Pertama, menulislah secara bebas. Tak usah peduli dengan berbagai rumus dan
tata bahasa. Setiap orang punya kisah ataupun gagasan yang layak untuk
dibagikan. Tak semua orang ditakdirkan untuk menjadi penulis besar ataupun
menjadi sosok hebat dalam menulis. Makanya, tak perlu ada jurus yang sama dalam
menulis. Semua orang bisa menemukan jalan kepenulsian sendiri-sendiri yang
paling membuatnya nyaman.
Kedua, jadikan menulis sebagai proses yang
bertumbuh. Pada hari ini kita menulis gagasan A, yang lalu akan tumbuh melalui
nutrisi masukan serta koreksi dari orang lain. Kita akan menyianginya dari
semua kritik dan cacian sehingga terus melesat tumbuh besar. Pada akhirnya,
kita akan memanen buah dari proses tersebut. Minimal kita mendapatkan
Ketiga, buka hati dan pikiran untuk selalu
belajar. Jangan pernah melupakan aktivitas untuk selalu membaca dan belajar
dari tulisan-tulisan orang lain. Belajar terbaik dalam hal menulis adalah
membaca. Membaca adalah sisi lain dari dunia menulis yang saling memperkuat dan
melengkapi. Seorang penulis hebat adalah juga seornag pembaca hebat. Temukan
jenis tulisan yang kamu minati, kemudian pelajari gaya dan teknik menulisnya.

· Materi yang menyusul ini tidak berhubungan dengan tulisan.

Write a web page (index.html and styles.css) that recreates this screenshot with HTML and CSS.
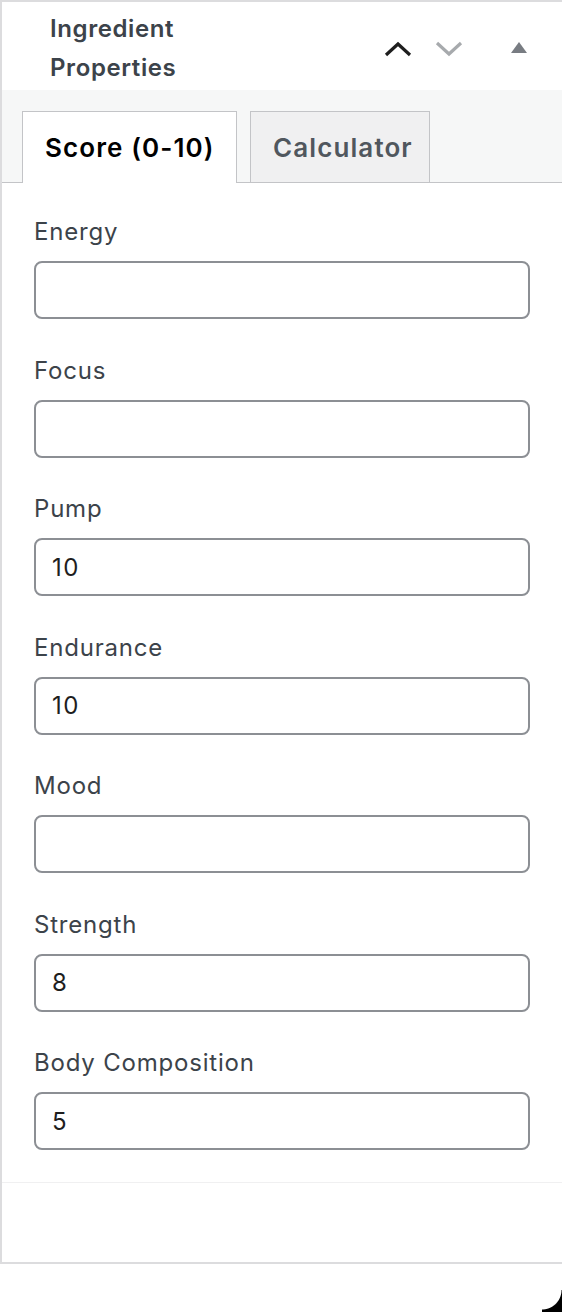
FILE: index.html
```html
<!DOCTYPE html>
<html>
<head>
<meta charset="utf-8">
<link rel="stylesheet" href="styles.css">
</head>
<body>
<div class="panel">
  <div class="header">
    <h2 class="title">Ingredient<br>Properties</h2>
    <div class="actions">
      <span class="icon up"><svg width="28" height="16" viewBox="0 0 28 16"><path d="M2 14 L14 3 L26 14" fill="none" stroke="#1e1e1e" stroke-width="3.2"/></svg></span>
      <span class="icon down"><svg width="28" height="16" viewBox="0 0 28 16"><path d="M2 2 L14 13 L26 2" fill="none" stroke="#a7aaad" stroke-width="3.2"/></svg></span>
      <span class="icon tri"><svg width="16" height="11" viewBox="0 0 16 11"><path d="M8 0 L16 11 L0 11 Z" fill="#787c82"/></svg></span>
    </div>
  </div>
  <div class="tabs">
    <div class="tab active">Score (0-10)</div>
    <div class="tab">Calculator</div>
  </div>
  <div class="fields">
    <div class="field"><label class="label">Energy</label><div class="input"></div></div>
    <div class="field"><label class="label">Focus</label><div class="input"></div></div>
    <div class="field"><label class="label">Pump</label><div class="input">10</div></div>
    <div class="field"><label class="label">Endurance</label><div class="input">10</div></div>
    <div class="field"><label class="label">Mood</label><div class="input"></div></div>
    <div class="field"><label class="label">Strength</label><div class="input">8</div></div>
    <div class="field"><label class="label">Body Composition</label><div class="input">5</div></div>
  </div>
  <div class="footer"></div>
</div>
<div class="corner"></div>
</body>
</html>
```
FILE: styles.css
```css
html, body {
  margin: 0;
  padding: 0;
  background: #fff;
}
body {
  font-family: Inter, "Noto Sans", "Liberation Sans", sans-serif;
  width: 562px;
  height: 1312px;
  position: relative;
  overflow: hidden;
}
.panel {
  border-top: 2px solid #dcdcde;
  border-left: 2px solid #dcdcde;
  border-bottom: 2px solid #dcdcde;
  background: #fff;
}
.header {
  height: 88px;
  display: flex;
  align-items: flex-start;
  justify-content: space-between;
  box-sizing: border-box;
  padding: 7px 0 0 48px;
}
.title {
  margin: 0;
  font-size: 24px;
  line-height: 39px;
  font-weight: 600;
  letter-spacing: 0.6px;
  color: #3c434a;
}
.actions {
  display: flex;
  align-items: center;
  height: 16px;
  margin-top: 32px;
  padding-right: 35px;
}
.icon { display: flex; align-items: center; }
.icon.up { margin-right: 23px; }
.icon.down { margin-right: 48px; }
.icon.tri { margin-top: -4px; }
.tabs {
  background: #f6f7f7;
  padding: 21px 0 0 20px;
  display: flex;
  gap: 13px;
  border-bottom: 1px solid #c3c4c7;
  height: 71px;
  box-sizing: content-box;
}
.tab {
  height: 71px;
  box-sizing: border-box;
  border: 1px solid #c3c4c7;
  border-bottom: none;
  background: #f0f0f1;
  color: #50575e;
  font-size: 26px;
  font-weight: 600;
  letter-spacing: 1.1px;
  display: flex;
  align-items: center;
  padding: 0 16px 0 22px;
}
.tab.active {
  background: #fff;
  color: #000;
  height: 72px;
  margin-bottom: -1px;
  width: 215px;
  padding-left: 22px;
  padding-right: 0;
}
.fields {
  padding: 34px 32px 32px 32px;
  display: flex;
  flex-direction: column;
  gap: 36.5px;
  border-bottom: 1px solid #f0f0f1;
}
.field {
  display: flex;
  flex-direction: column;
}
.label {
  font-size: 24px;
  line-height: 30px;
  letter-spacing: 0.8px;
  color: #3c434a;
  margin-bottom: 14px;
}
.input {
  height: 58px;
  box-sizing: border-box;
  border: 2px solid #8c8f94;
  border-radius: 8px;
  font-size: 24px;
  letter-spacing: 1.5px;
  color: #1e1e1e;
  display: flex;
  align-items: center;
  padding-left: 16px;
}
.footer {
  height: 79px;
}
.corner {
  position: absolute;
  right: 0;
  bottom: 0;
  width: 20px;
  height: 22px;
  background: radial-gradient(circle at 0 0, transparent 19px, #000 20px);
}
```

Semakin banyak membaca, seseorang akan menemukan sendiri kriteria dan jalan ke
arah dunia menulis.
Pelatihan ini membuka mata saya. Bahwa
pada dasarnya tulisan itu ibarat tanaman yang bisa terus dipupuk dan dibesarkan
melalui tangan dingin kita. Ada pula parasit yang kelak akan mengecilkan
tanaman itu. Parasit itu seringkali sukses mematikan tanaman menulis seseorang.
Namun mereka yang punya passion kuat
akan sukses membesarkan tanaman itu, lalu menikmati buah-buah manisnya.
***
DUA minggu berlalu sesuai pelatihan. Hari
ini saya membuka email. Beberapa sahabat mengirimkan link artikel yang
dibuatnya. Ada juga yang memberitahukan rencana untuk membuat buku-buku teks.
Ada pula yang mengirimkan email, “Apakah kita bisa melakukan pelatihan itu
sekali lagi? Saya masih ingin belajar lebih banyak!”